La pression est faramineuse et l’eau, éjectée à toute vitesse, semble jaillir depuis la roche même. Des gerbes monstrueuses se déchaînent en un bruit assourdissant et vont ricocher successivement contre les parois du goulet dans des fracas surnaturels. Ces dernières encaissent les coups sans broncher quand bien même l’intensité paraît être toujours plus forte après chaque rebond. Des éclats d’écumes, comme des geysers furtifs, s’élancent sporadiques, à la verticale, au-dessus de vagues tourmentées et bouillonnantes. L’air est saturé de gouttes en suspension, comme un dense crachin écossais. Partout c’est un déferlement de violence inégalable. Je suis en train de regarder tourner la machine à laver du diable en personne et le spectacle est saisissant. L’eau n’a définitivement aucun ennemi à sa mesure.

J’imagine aisément les tronches du couple Baker, premiers blancs à tomber sur ce lieu farouche et envoûtant.

Quarante mètres plus bas, l’eau termine sa course dans une large cuvette où une deuxième chute se jette un peu plus loin.

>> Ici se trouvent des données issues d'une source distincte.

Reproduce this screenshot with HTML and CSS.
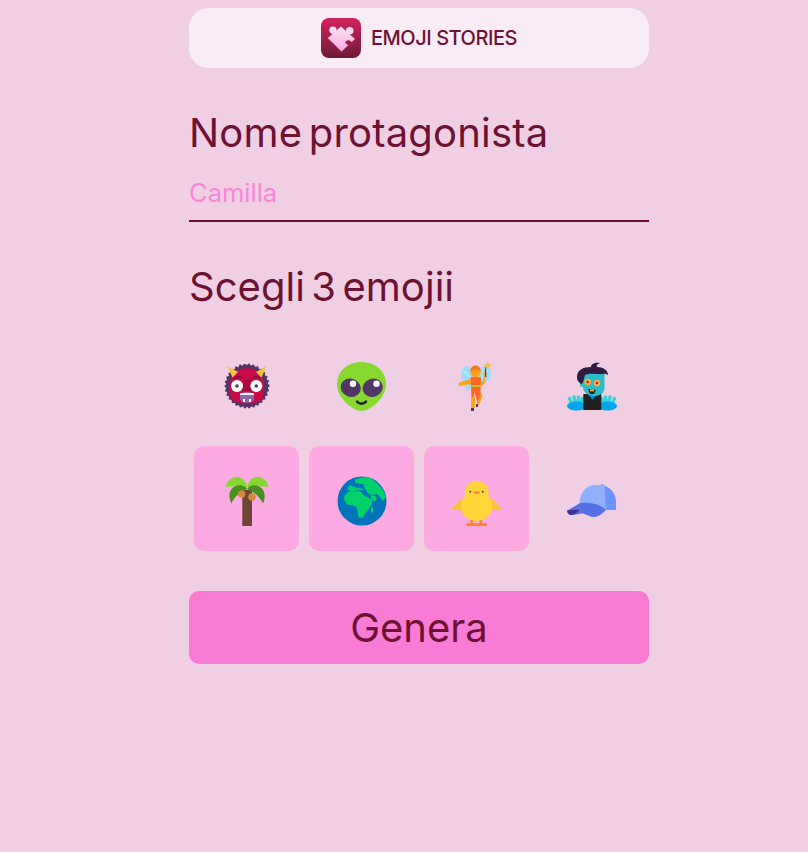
FILE: index.html
```html
<!DOCTYPE html>
<html>
<head>
  <title>Emoji Stories</title>
  <meta charset="UTF-8">
  <meta name="viewport" content="width=device-width, initial-scale=1.0">
  <link rel="stylesheet" href="styles.css">
</head>
<body>
  <main class="page">
    <header class="brand">
      <svg class="brand-logo" width="40" height="40" viewBox="0 0 40 40">
        <defs>
          <linearGradient id="logoBg" x1="0" y1="0" x2="0" y2="1">
            <stop offset="0" stop-color="#d4245e"/>
            <stop offset="1" stop-color="#6c1a36"/>
          </linearGradient>
          <linearGradient id="logoPiece" gradientUnits="userSpaceOnUse" x1="0" y1="8" x2="0" y2="34">
            <stop offset="0" stop-color="#ffe2f6"/>
            <stop offset="1" stop-color="#fba9df"/>
          </linearGradient>
        </defs>
        <rect width="40" height="40" rx="8" fill="url(#logoBg)"/>
        <g fill="url(#logoPiece)">
          <path d="M20 8.500 34 21 20.500 33.500 6.800 20Z"/>
          <circle cx="12" cy="12.200" r="3.700"/>
          <circle cx="28.700" cy="12.700" r="3.800"/>
        </g>
        <path d="M29.500 29.500 24 24.500A3.500 3.500 0 0 1 30 23.500L32 25Z" fill="#a01f4a"/>
      </svg>
      <span class="brand-name">EMOJI STORIES</span>
    </header>

    <form class="story-form">
      <label class="title" for="name">Nome protagonista</label>
      <input class="name-input" type="text" id="name" placeholder="Camilla">

      <h2 class="title title-pick">Scegli 3 emojii</h2>

      <div class="emoji-grid">
        <button type="button" class="emoji">
          <svg width="50" height="50" viewBox="0 0 50 50">
            <circle cx="25" cy="25" r="21.200" fill="#533566" stroke="#533566" stroke-width="2.600" stroke-linecap="round" stroke-dasharray="0 4.400"/>
            <path d="M8 24C8 13 15 7.300 25 7.300S41.700 13 41.700 24V33C41.700 39.500 35 42.700 25 42.700S8 39.500 8 33Z" fill="#ca0b4a"/>
            <path d="M5.500 5 16 11 10.500 16.500Z M44.500 5 34 11 39.500 16.500Z" fill="#f9c23c"/>
            <path d="M11 18C14 15.500 18 15.500 21 17.500M39 18C36 15.500 32 15.500 29 17.500" fill="none" stroke="#7d1238" stroke-width="1.500"/>
            <path d="M21.500 18H28.500L30 30H20Z" fill="#a8093e"/>
            <circle cx="15" cy="25" r="6" fill="#fff"/>
            <circle cx="34.300" cy="25" r="6" fill="#fff"/>
            <circle cx="15" cy="25" r="1.800" fill="#533566"/>
            <circle cx="34.300" cy="25" r="1.800" fill="#533566"/>
            <path d="M18 32.500C20 31.500 30 31.500 32 32.500V37C32 40.500 29 41.700 25 41.700S18 40.500 18 37Z" fill="#8a68b0"/>
            <path d="M18 32.500C20 31.500 30 31.500 32 32.500V34H18Z" fill="#fff"/>
            <rect x="21" y="38" width="2" height="3" fill="#fff"/>
            <rect x="27" y="38" width="2" height="3" fill="#fff"/>
          </svg>
        </button>
        <button type="button" class="emoji">
          <svg width="50" height="50" viewBox="0 0 50 50">
            <path d="M24.500 1C38 1 49 10 49 23.500 49 36 34 50 24.500 50S0 36 0 23.500C0 10 11 1 24.500 1Z" fill="#86d72f"/>
            <ellipse cx="13.700" cy="26.700" rx="10.200" ry="9" transform="rotate(20 13.700 26.700)" fill="#533566"/>
            <ellipse cx="35.700" cy="26.700" rx="10.200" ry="9" transform="rotate(-20 35.700 26.700)" fill="#533566"/>
            <circle cx="16" cy="22.800" r="3.200" fill="#fff"/>
            <circle cx="39.500" cy="22.800" r="3.200" fill="#fff"/>
            <path d="M20 40.500C22 43.500 27 43.500 29 40.500" fill="none" stroke="#212121" stroke-width="2.400" stroke-linecap="round"/>
          </svg>
        </button>
        <button type="button" class="emoji">
          <svg width="50" height="50" viewBox="0 0 50 50">
            <ellipse cx="14.500" cy="13" rx="5.500" ry="8" fill="#9fdcf8"/>
            <ellipse cx="16" cy="24" rx="3" ry="5.500" fill="#9fdcf8"/>
            <ellipse cx="33" cy="13" rx="6" ry="8" fill="#9fdcf8"/>
            <path d="M11 9 19 17M14 21 19 19M36 9 28 18" stroke="#d3eeff" stroke-width="1" fill="none"/>
            <path d="M18.500 16H29L28.500 31 30 36 26 44 24.500 37 22 31 22.500 41 22 48 19.500 48 19.500 37Z" fill="#ff6723"/>
            <rect x="18.500" y="24" width="10" height="2" fill="#b4c82d"/>
            <path d="M19 18 7 21.500 6.500 25 19 23Z" fill="#ffa21a"/>
            <path d="M29 25 32.500 23 34 11 32 10.500 31 20 28.500 21Z" fill="#ffa21a"/>
            <path d="M19.500 36H23L23 47H20Z M28 34H31L27 44 24.500 45Z" fill="#ffa21a"/>
            <rect x="19" y="47" width="3" height="3" fill="#533566"/>
            <rect x="24" y="43" width="2" height="3" fill="#533566"/>
            <circle cx="23.500" cy="11" r="5.200" fill="#ffa21a"/>
            <path d="M18.500 11C18 6 21 4.500 23.500 4.500S29 6 28.500 11C27 8 21 8 18.500 11Z" fill="#f37a1f"/>
            <rect x="33" y="6" width="1.300" height="10" fill="#533566"/>
            <path d="M35.700 .5 37 3 39.500 3.500 37.700 5.300 38 8 35.700 6.800 33.500 8 33.800 5.300 32 3.500 34.500 3Z" fill="#f9c23c"/>
          </svg>
        </button>
        <button type="button" class="emoji">
          <svg width="50" height="50" viewBox="0 0 50 50">
            <path d="M2.500 37.500 4.500 42M7 36 8.500 42M11.500 36 11.500 42M15.500 37.500 14 42M47.500 37.500 45.500 42M43 36 41.500 42M38.500 36 38.500 42M34.500 37.500 36 42" stroke="#3bd2d8" stroke-width="3.500" stroke-linecap="round"/>
            <ellipse cx="9.500" cy="45" rx="9.500" ry="4.500" fill="#00a6ed"/>
            <ellipse cx="40.500" cy="45" rx="9.500" ry="4.500" fill="#00a6ed"/>
            <rect x="16.300" y="33" width="18" height="16" fill="#212121"/>
            <path d="M21 33H30L25.500 39Z" fill="#0084ce"/>
            <path d="M16 12H37.500V27C37.500 32 33 35 27 35 21 35 16 31 16 26Z" fill="#2cbcc9"/>
            <rect x="13" y="20" width="4" height="6" rx="2" fill="#2cbcc9"/>
            <path d="M10 16C10 9 16 6 24 6 24 3 28 1 33 2 30 3 29 5 30 6 36 6 41 9 41 14 38 12 36 13 33 13 28 13 22 12 18 14 17 18 16 23 14 23 12 21 10 20 10 16Z" fill="#321b41"/>
            <circle cx="20.700" cy="21" r="3.300" fill="#ffb02e"/>
            <circle cx="30" cy="22" r="3.300" fill="#ffb02e"/>
            <circle cx="20.700" cy="21" r="1.300" fill="#ca0b4a"/>
            <circle cx="30" cy="22" r="1.300" fill="#ca0b4a"/>
            <path d="M21 28 29 29 27 33 23 33Z" fill="#212121"/>
            <rect x="23" y="28.500" width="4" height="1.800" fill="#ffb02e"/>
          </svg>
        </button>

        <button type="button" class="emoji emoji-selected">
          <svg width="50" height="50" viewBox="0 0 50 50">
            <rect x="20.300" y="14" width="9.700" height="36" fill="#6d4534"/>
            <path d="M3.700 11.300C5 4 11 .7 15 .7 20 .7 24 5 25.300 11.300 18 10 10 10 3.700 11.300Z" fill="#86d72f"/>
            <path d="M46.700 11.300C45.400 4 39.400 .7 35.400 .7 30.400 .7 26.500 5 25.300 11.300 32 10 40.500 10 46.700 11.300Z" fill="#86d72f"/>
            <path d="M25.300 13C22 8 13 8 9 14 6.500 18 7.500 23 9.500 27.500 12 21 19 15 25.300 13Z" fill="#44911b"/>
            <path d="M25.300 13C28 8 37 8 41 14 43.500 18 43 23 41 27.500 38 21 31 15 25.300 13Z" fill="#44911b"/>
            <circle cx="19.700" cy="18" r="3.800" fill="#d3883e"/>
            <circle cx="30" cy="21" r="3.800" fill="#d3883e"/>
          </svg>
        </button>
        <button type="button" class="emoji emoji-selected">
          <svg width="50" height="50" viewBox="0 0 50 50">
            <circle cx="25" cy="25" r="24.500" fill="#0074ba"/>
            <path d="M7.300 20 11.700 15.500 23 15 28 20 35 23.500 35 28 30 35 25 41.700 21.700 41.700 20 32 17 29.500 10 28.500 7.300 24Z" fill="#00d26a"/>
            <path d="M18 3.500 27 1 33 1.700 40 7 46 14 49 21 46 25 43 21 40 18 35 19 31 17.500 29 14 26 8 21 7.500 18 6Z" fill="#00d26a"/>
            <path d="M10 13.300 12.700 9.300 16.700 10.700 20 11.700 28.300 13.300 20 14.500 14 15Z" fill="#00d26a"/>
            <path d="M33 19 38 20 40 23 37 26 34 22Z" fill="#00d26a"/>
            <path d="M34 32 36 31 36 36 34 37Z" fill="#00d26a"/>
          </svg>
        </button>
        <button type="button" class="emoji emoji-selected">
          <svg width="50" height="50" viewBox="0 0 50 50">
            <path d="M9.700 22 -.3 32.300C0 34 5 34.500 10 34Z" fill="#f9c23c"/>
            <path d="M39.700 22 49.700 32.300C49 34 44.500 34.500 39.700 34Z" fill="#f9c23c"/>
            <rect x="18.500" y="42" width="2.500" height="6" fill="#ff822d"/>
            <rect x="27.500" y="42" width="2.500" height="6" fill="#ff822d"/>
            <rect x="14" y="47.300" width="21" height="2.700" rx="1.300" fill="#ff822d"/>
            <ellipse cx="24.700" cy="30" rx="15.800" ry="15" fill="#ffd638"/>
            <circle cx="24.700" cy="17" r="12" fill="#ffd638"/>
            <path d="M21.300 15.500H28C28 17 26.500 18 24.700 18S21.500 17 21.300 15.500Z" fill="#ff822d"/>
            <circle cx="18.300" cy="15.700" r="1" fill="#533566"/>
            <circle cx="30.700" cy="15.700" r="1" fill="#533566"/>
          </svg>
        </button>
        <button type="button" class="emoji">
          <svg width="50" height="50" viewBox="0 0 50 50">
            <path d="M33 9 35.300 8 38 10C44 12 49 18 49 26V33C49 34 48 34 47 34H36Z" fill="#6e93ff"/>
            <path d="M12.300 30C12.300 17 19 9 28 9H37.500L39 34H12.300Z" fill="#8fb0ff"/>
            <path d="M0 34.700 12.300 27.400C18 26 32 27 39 33.800 34 39 30 41.500 26 41 21 40 18 37 14 37.500 10 38 6 39.500 3 39 1 38 0 36 0 34.700Z" fill="#5570e4"/>
            <path d="M0 34.700C3 34 8 33.500 12.500 34 11 36 8 38 5 39 3 39.500 0 37 0 34.700Z" fill="#3f2f94"/>
          </svg>
        </button>
      </div>

      <button type="submit" class="generate">Genera</button>
    </form>
  </main>
</body>
</html>
```

FILE: styles.css
```css
* {
  box-sizing: border-box;
}
body {
  margin: 0;
  min-height: 852px;
  background: #f0cfe5;
  color: #6e1233;
  font-family: Inter, "Liberation Sans", sans-serif;
  overflow: hidden;
}
.page {
  width: 460px;
  margin-left: 189px;
  padding-top: 8px;
}
.brand {
  display: flex;
  align-items: center;
  justify-content: center;
  gap: 10px;
  height: 60px;
  background: #f9ecf7;
  border-radius: 20px;
}
.brand-logo {
  display: block;
}
.brand-name {
  font-size: 20px;
  font-weight: 500;
  letter-spacing: -0.45px;
}
.story-form {
  display: flex;
  flex-direction: column;
  padding-top: 41px;
}
.title {
  display: block;
  margin: 0;
  font-size: 40px;
  font-weight: 400;
  line-height: 48px;
  letter-spacing: 0.2px;
  word-spacing: -5px;
}
.name-input {
  height: 50px;
  margin-top: 15px;
  padding: 0 0 8px;
  border: 0;
  border-bottom: 2px solid #6e1233;
  border-radius: 0;
  background: transparent;
  color: #6e1233;
  font: inherit;
  font-size: 25.5px;
  outline: none;
}
.name-input::placeholder {
  color: #fd85d8;
  opacity: 1;
}
.title-pick {
  margin-top: 41px;
  letter-spacing: 0.05px;
}
.emoji-grid {
  display: grid;
  grid-template-columns: repeat(4, 105px);
  gap: 10px;
  padding: 5px;
  margin-top: 15px;
}
.emoji {
  display: flex;
  align-items: center;
  justify-content: center;
  height: 105px;
  padding: 5px 0 0;
  border: 0;
  border-radius: 10px;
  background: transparent;
}
.emoji-selected {
  background: #fcaae1;
}
.generate {
  height: 73px;
  margin-top: 35px;
  border: 0;
  border-radius: 10px;
  background: #f97bd3;
  color: #6e1233;
  font: inherit;
  font-size: 40px;
}
```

L’écume connaît ses ultimes soubresauts, les courants s’agitent une dernière fois avant de reprendre le fil continu qui était le leur avant cet accident du terrain. Là-bas, le soleil déclinant perce la nappe grise des nuages et symbolise merveilleusement l’élargissement paisible du fleuve. Les îles jonchées de papyrus, les berges luxuriantes peuplées d’éléphants, de buffles et de cobes, les eaux habitées par des cohortes d’hippopotames, l’air virevoltant d’oiseaux multicolores redeviennent bientôt la norme. Cette descente en bateau possède la saveur de l’accomplissement.

Je n’ai pas dit grand-chose lors de cette entrevue. Je pense même n’avoir pu que prononcer : « Putain, c’est ouf! » Et je dois l’avoir dit un paquet de fois tellement ça envoyait du pâté en face. Sûrement que lui s’en fout de ce qui vient d’avoir lieu. Des comme moi, il en voit défiler des dizaines et des dizaines chaque jour. De mon côté, je peux mourir tranquille. Aujourd’hui j’avais rendez-vous avec le Nil.